Cowbois begins with a “sexy trans masculine gender outlaw” called Jack Cannon (Vinnie Heaven) arriving in an isolated Wild West town kept alive by its female inhabitants; since the men left to join the gold rush, neither hide nor hair has been heard from them. Confident and charismatic, Jack inspires this tight-knit community to reckon with their gender identities and confront the patriarchy. Josephine says Heaven’s performance really leans into the Hollywood cowboy myth – that of “the handsome stranger who swaggers into town and causes revolution” – then gradually dismantles it. “At first he really plays up all the stereotypes in gesture, body language and movement,” Josephine says. “But then throughout the play, he lets that [swagger] drop a little bit and becomes more human. And that’s a really exciting journey for the audience to go on.”

As the characters’ sense of identity evolves, so does the way they present themselves. “It feels to me like a play about transformation,” says Cowbois’ designer Grace Smart. “And so I thought the best way to represent a ‘before’ and ‘after’ is through a really joyful switch in what everyone wears.” At the start, the cast are clad largely in beiges and browns that hark back to sepia-toned photos of Wild West saloons. “I wanted it to almost look like there’s a filmic filter over the entire production,” Smart says. Then, after Jack turns the town on its head, the characters rock punchier colours and snappier silhouettes. Smart says she was inspired by everything from vintage paper doll play sets to a 1969 photo of Diana Ross in cow print chaps. “It’s mad that it looks so modern,” she says of the iconic Ross look.

Cowbois may be a play about a muted community that blooms into a queer utopia, but Josephine says they were conscious of making it accessible to a non-LGBTQ+ audience. Because it was written for the Royal Shakespeare Company’s venerable Swan Theatre – where Cowbois premiered in October – Josephine was aware that it might be seen by “some TERFs and Tories” with less than progressive views about gender and sexuality. “I wanted to write a piece that would help them to accidentally fall in love with a trans-masculine cowboy,” they explain. “And so I chose to write it with a very classic structure that would make everyone in the audience feel comfortable. That was a creative challenge for me: to marry my queer heart that wanted to do something rebellious and visceral and sweaty with a kind of ‘straight’ storytelling structure.”

Josephine’s efforts have definitely paid off. Their Cowbois co-director Sean Holmes, the associate artistic director of Shakespeare’s Globe, says the play resonates with a broad audience because it “contains such a range of characters” and narratives. “When my 13-year-old son saw it, he really loved the character of James (Julian Moore-Cook) because he was drawn to his innocence,” Holmes says. He and Josephine made sure to assemble their cast and crew with diversity as a guiding light. “We were really specific about race because the play is set at a time when race was such a hot topic,” Josephine explains. The cast includes “a lot of working-class actors and neurodivergent actors”, Josephine notes, as well as queer actors playing queer parts and trans actors playing trans parts. “During the casting process, I wanted to introduce the RSC to loads of queer and trans actors,” they say. “Obviously they couldn’t all get a part, but I wanted as many as possible to be seen by an RSC casting director.”

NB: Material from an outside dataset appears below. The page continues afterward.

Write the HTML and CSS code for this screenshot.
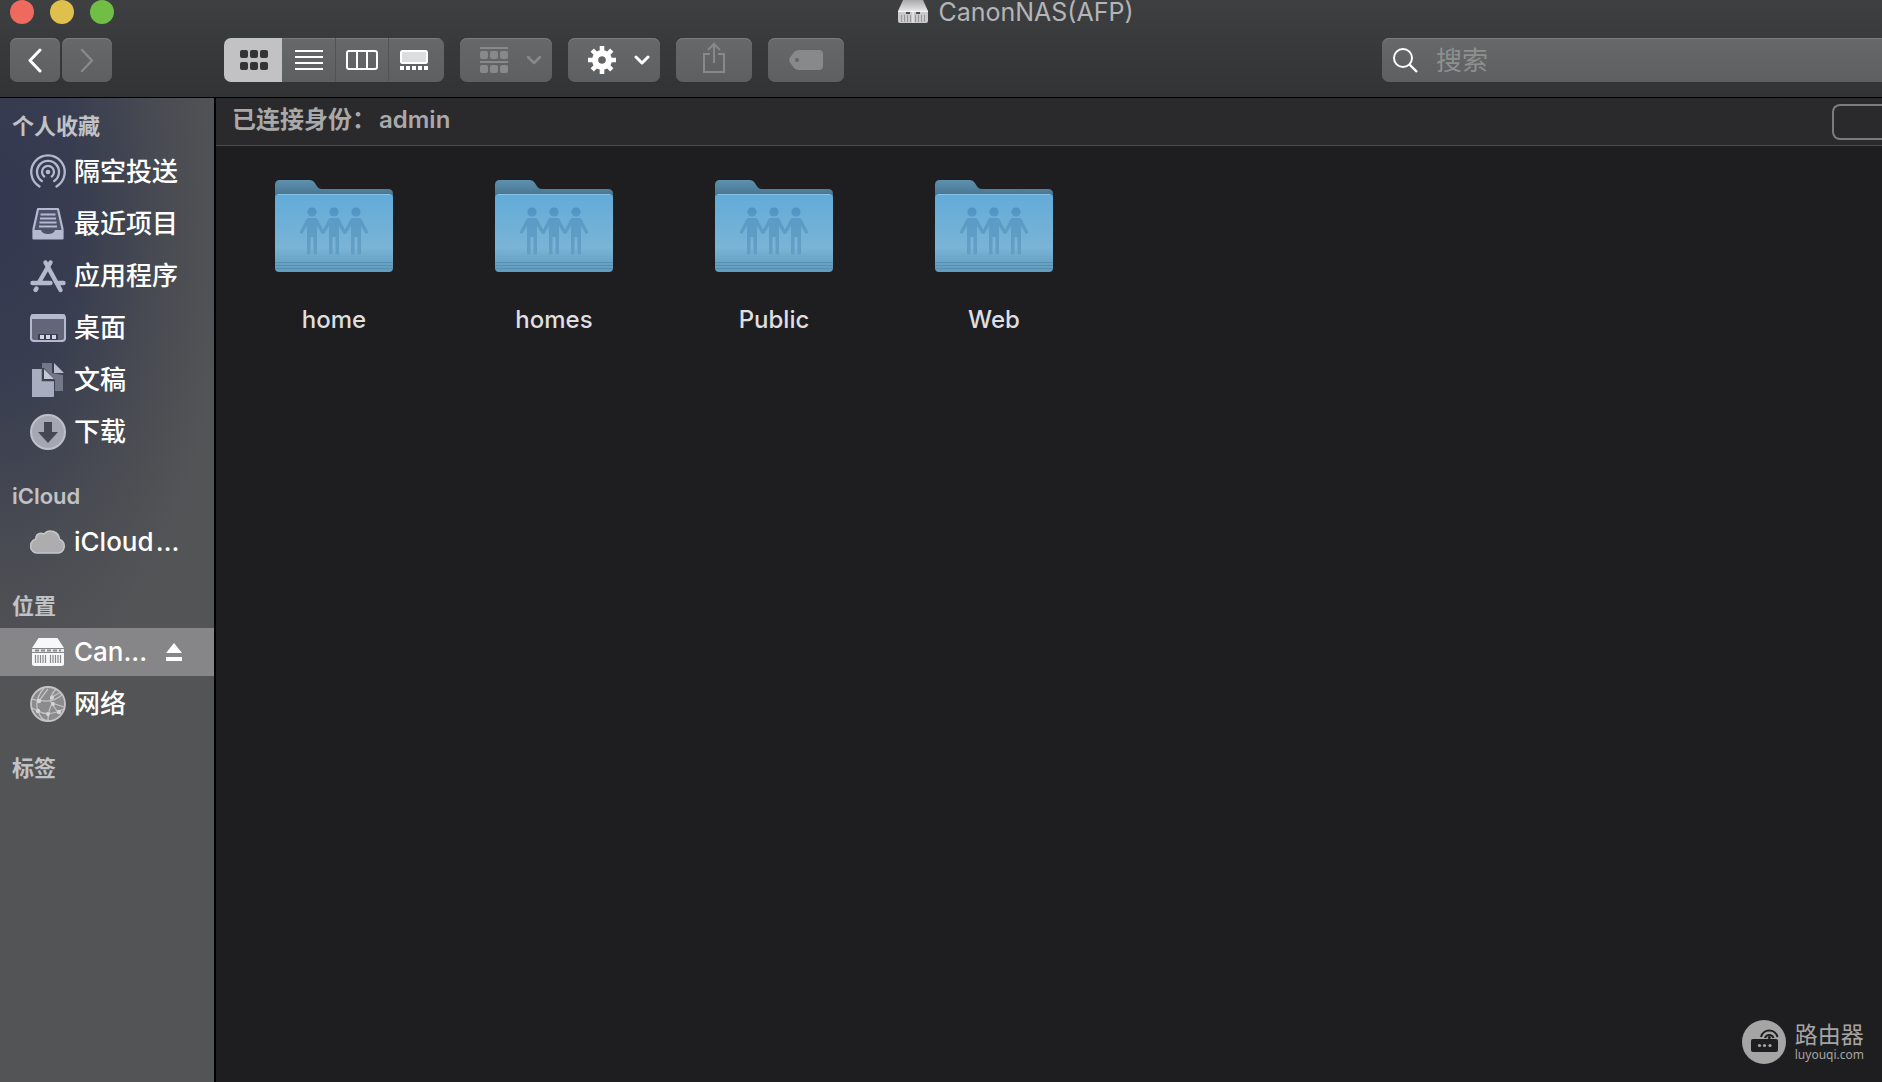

Josephine and Holmes also placed a premium on pastoral care. “Yes, we wanted to make a shit-hot piece of work, but we wanted everyone involved to have a joyful experience,” Josephine says. “And even in moments of tension on stage, you can really see that this bunch of humans care about each other.” The result is a play with the potential to bring people together while entertaining them in unexpected ways. “You know, my stepdad is a white man who works in a factory and reads The Sun, and he’s still talking about a storyline that surprised him,” Josephine says. "And that feels exciting to me, in the same way that it feels exciting when a trans person is grateful to see trans representation on stage or a queer person is grateful to see two queer people falling in love. To achieve both those things in one show feels like a fucking huge achievement. I have to say, I’m really proud of that.”

Cowbois runs at the Royal Court Theatre in London from 11 January – 10 February 2024.